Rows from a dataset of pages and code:

★ ★ ★ ★

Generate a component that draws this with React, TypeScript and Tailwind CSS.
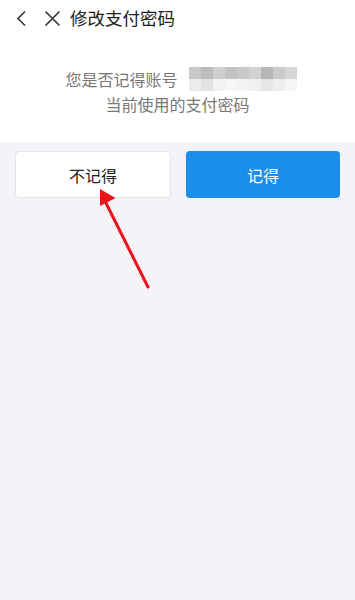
export default function App() {
  return (
    <div
      className="relative flex min-h-[600px] w-full flex-col bg-[#f3f3f8]"
      style={{ fontFamily: '"Noto Sans CJK SC", "Noto Sans", sans-serif' }}
    >
      <div className="flex flex-col bg-white pb-[26px]">
        <div className="flex h-[36px] items-center pl-[14px]">
          <svg width="16" height="17" viewBox="0 0 16 17" className="text-[#333]">
            <path d="M11 1.5 L4 8.5 L11 15.5" fill="none" stroke="currentColor" strokeWidth="1.6" />
          </svg>
          <svg width="17" height="17" viewBox="0 0 17 17" className="ml-[14px] text-[#333]">
            <path d="M1.5 1.5 L15.5 15.5 M15.5 1.5 L1.5 15.5" fill="none" stroke="currentColor" strokeWidth="1.6" />
          </svg>
          <span className="ml-[9px] text-[17.5px] leading-none text-[#222]">修改支付密码</span>
        </div>
        <div className="mt-[31px] flex flex-col items-center text-[16px] leading-[24px] text-[#777]">
          <div className="flex items-center pl-[7px]">
            <span>您是否记得账号</span>
            <div className="ml-[11px] grid h-[24px] w-[108px] grid-cols-9 grid-rows-2">
              <div className="bg-[#c8c8c8]" />
              <div className="bg-[#bcbcbc]" />
              <div className="bg-[#cfcfcf]" />
              <div className="bg-[#c2c2c2]" />
              <div className="bg-[#c9c9c9]" />
              <div className="bg-[#d2d2d2]" />
              <div className="bg-[#b6b6b6]" />
              <div className="bg-[#cbcbcb]" />
              <div className="bg-[#d6d6d6]" />
              <div className="bg-[#ececec]" />
              <div className="bg-[#e2e2e2]" />
              <div className="bg-[#f2f2f2]" />
              <div className="bg-[#f7f7f7]" />
              <div className="bg-[#f4f4f4]" />
              <div className="bg-[#f0f0f0]" />
              <div className="bg-[#e6e6e6]" />
              <div className="bg-[#eeeeee]" />
              <div className="bg-[#f5f5f5]" />
            </div>
          </div>
          <span className="mt-[1px]">当前使用的支付密码</span>
        </div>
      </div>
      <div className="mt-[9px] flex gap-[15px] px-[15px]">
        <button className="flex h-[47px] flex-1 items-center justify-center rounded-[4px] border border-[#e3e3e8] bg-white text-[16px] text-[#222]">
          不记得
        </button>
        <button className="flex h-[47px] flex-1 items-center justify-center rounded-[4px] bg-[#1a8eea] text-[16px] text-white">
          记得
        </button>
      </div>
      <svg
        className="absolute left-0 top-0"
        width="355"
        height="600"
        viewBox="0 0 355 600"
      >
        <path d="M148 287 L105 201" stroke="#e8131b" strokeWidth="3" strokeLinecap="round" />
        <path d="M100 189 L115.5 198 L100 206 Z" fill="#e8131b" />
      </svg>
    </div>
  );
}
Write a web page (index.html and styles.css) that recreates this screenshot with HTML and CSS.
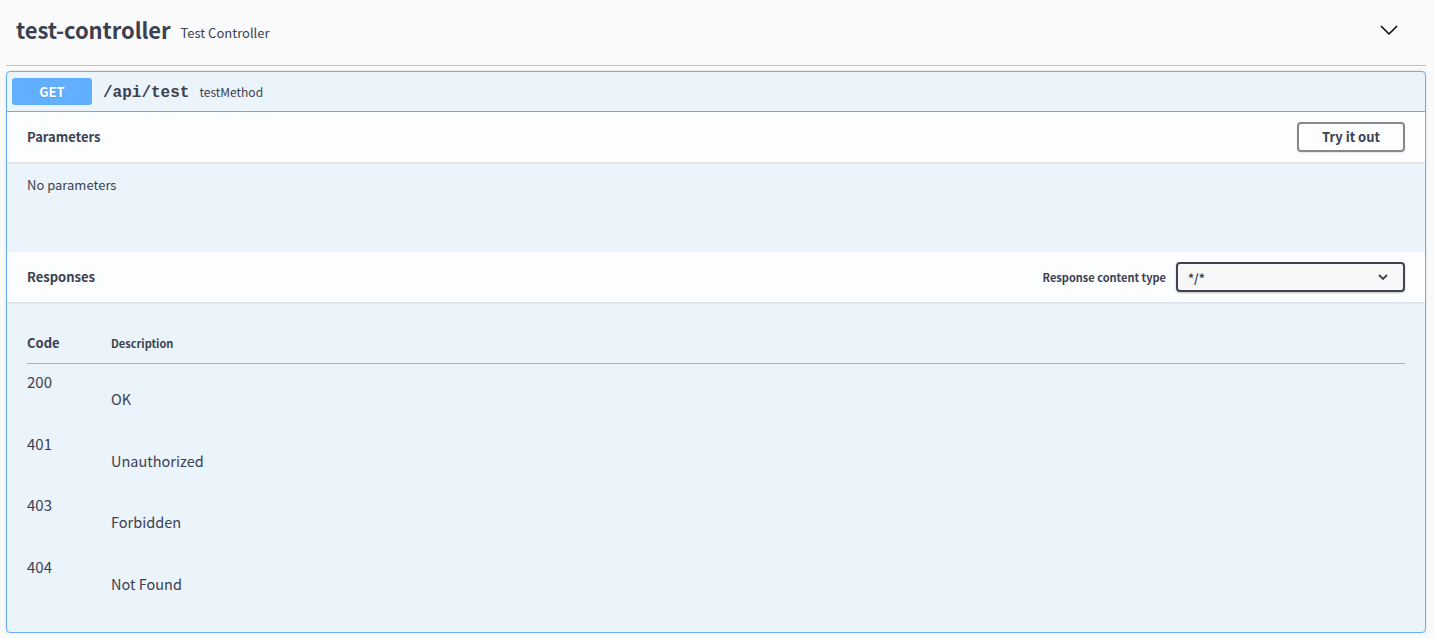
FILE: index.html
```html
<!DOCTYPE html>
<html>
<head>
<meta charset="utf-8">
<link rel="stylesheet" href="styles.css">
</head>
<body>
<div class="wrapper">
  <div class="tag">
    <div class="tag-title">
      <span class="tag-name">test-controller</span>
      <span class="tag-desc">Test Controller</span>
    </div>
    <svg class="tag-arrow" width="20" height="20" viewBox="0 0 20 20"><path d="M2 6 L10 14 L18 6" fill="none" stroke="#000" stroke-width="1.5"/></svg>
  </div>

  <div class="opblock">
    <div class="summary">
      <span class="method">GET</span>
      <span class="path">/api/test</span>
      <span class="summary-desc">testMethod</span>
    </div>

    <div class="section-header">
      <h4>Parameters</h4>
      <button class="try-out">Try it out</button>
    </div>
    <div class="params-body">
      <div class="no-params">No parameters</div>
    </div>

    <div class="section-header">
      <h4>Responses</h4>
      <div class="content-type">
        <span class="ct-label">Response content type</span>
        <div class="select">
          <span>*/*</span>
          <svg width="12" height="12" viewBox="0 0 12 12"><path d="M2 4 L6 8 L10 4" fill="none" stroke="#3b4151" stroke-width="1.8"/></svg>
        </div>
      </div>
    </div>
    <div class="responses-body">
      <table class="responses">
        <thead>
          <tr><th class="col-code">Code</th><th class="col-desc">Description</th></tr>
        </thead>
        <tbody>
          <tr><td class="status">200</td><td class="desc"><p>OK</p></td></tr>
          <tr><td class="status">401</td><td class="desc"><p>Unauthorized</p></td></tr>
          <tr><td class="status">403</td><td class="desc"><p>Forbidden</p></td></tr>
          <tr><td class="status">404</td><td class="desc"><p>Not Found</p></td></tr>
        </tbody>
      </table>
    </div>
  </div>
</div>
</body>
</html>
```

FILE: styles.css
```css
html, body {
  margin: 0;
  padding: 0;
  background: #fafafa;
  font-family: "Noto Sans CJK KR", "Noto Sans", sans-serif;
  color: #3b4151;
}
.wrapper {
  padding: 0 9px 0 6px;
}
.tag {
  display: flex;
  align-items: center;
  justify-content: space-between;
  height: 65px;
  border-bottom: 1px solid rgba(59, 65, 81, 0.3);
  padding: 0 27px 0 10px;
}
.tag-title {
  display: flex;
  align-items: baseline;
  line-height: 30px;
  margin-top: -3px;
}
.tag-name {
  font-size: 22px;
  font-weight: 700;
  letter-spacing: -0.1px;
  color: #3b4151;
}
.tag-desc {
  font-size: 13px;
  margin-left: 10px;
  position: relative;
  top: -1px;
  color: #3b4151;
}
.tag-arrow {
  margin-top: -5px;
}
.opblock {
  margin-top: 5px;
  border: 1px solid #61affe;
  border-radius: 4px;
  background: #ebf3fb;
  box-shadow: 0 0 3px rgba(0, 0, 0, 0.12);
  overflow: hidden;
}
.summary {
  display: flex;
  align-items: center;
  padding: 6px 5px 6px;
  border-bottom: 1px solid #61affe;
}
.method {
  display: inline-block;
  width: 80px;
  height: 27px;
  line-height: 27px;
  text-align: center;
  background: #61affe;
  color: #fff;
  font-weight: 700;
  font-size: 13px;
  border-radius: 3px;
  text-shadow: 0 1px 0 rgba(0,0,0,.1);
}
.path {
  font-family: "Liberation Mono", "DejaVu Sans Mono", monospace;
  font-weight: 700;
  font-size: 16px;
  margin-left: 11px;
  color: #3b4151;
  padding-top: 2px;
}
.summary-desc {
  font-size: 12px;
  margin-left: 10px;
  color: #3b4151;
}
.section-header {
  display: flex;
  align-items: center;
  justify-content: space-between;
  height: 50px;
  padding: 0 20px;
  background: rgba(255, 255, 255, 0.8);
  box-shadow: 0 1px 2px rgba(0, 0, 0, 0.1);
  position: relative;
}
.section-header h4 {
  margin: 0;
  font-size: 13px;
  font-weight: 700;
  line-height: 20px;
  color: #3b4151;
}
.try-out {
  width: 108px;
  height: 30px;
  border: 2px solid #888;
  border-radius: 4px;
  background: transparent;
  font-family: "Noto Sans CJK KR", "Noto Sans", sans-serif;
  font-weight: 700;
  font-size: 13px;
  line-height: 20px;
  color: #3b4151;
  box-shadow: 0 1px 2px rgba(0,0,0,.1);
  padding: 0;
}
.params-body {
  height: 50px;
  padding: 20px;
}
.no-params {
  font-size: 13px;
  line-height: 2px;
  padding-top: 2px;
}
.content-type {
  display: flex;
  align-items: center;
}
.ct-label {
  font-size: 11px;
  font-weight: 700;
  margin-right: 10px;
}
.select {
  height: 26px;
  border: 2px solid #41444e;
  border-radius: 4px;
  background: #f7f7f7;
  box-shadow: 0 1px 2px rgba(0,0,0,.25);
  display: flex;
  align-items: center;
  justify-content: space-between;
  padding: 0 14px 0 10px;
  box-sizing: content-box;
  width: 201px;
  font-size: 12px;
  font-weight: 700;
}
.responses-body {
  padding: 22px 20px 22px;
}
.responses {
  width: 100%;
  border-collapse: collapse;
}
.responses th {
  text-align: left;
  font-weight: 700;
  padding: 10px 0 11px;
  line-height: 18px;
  border-bottom: 1px solid rgba(59, 65, 81, 0.2);
}
.col-code {
  font-size: 13px;
  width: 84px;
}
.col-desc {
  font-size: 11px;
}
.responses td {
  vertical-align: top;
  padding: 9px 0 0;
  line-height: 18px;
}
.status {
  font-size: 15px;
}
.desc p {
  margin: 17px 0 17.5px;
  font-size: 14.5px;
  line-height: 18px;
}
```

★ ★ ★ ★

> [Job]
Pull out all lines of the data with the string "this".

> [Task response]
Generate a component that draws this with React, TypeScript and Tailwind CSS.
Write a web page (index.html and styles.css) that recreates this screenshot with HTML and CSS.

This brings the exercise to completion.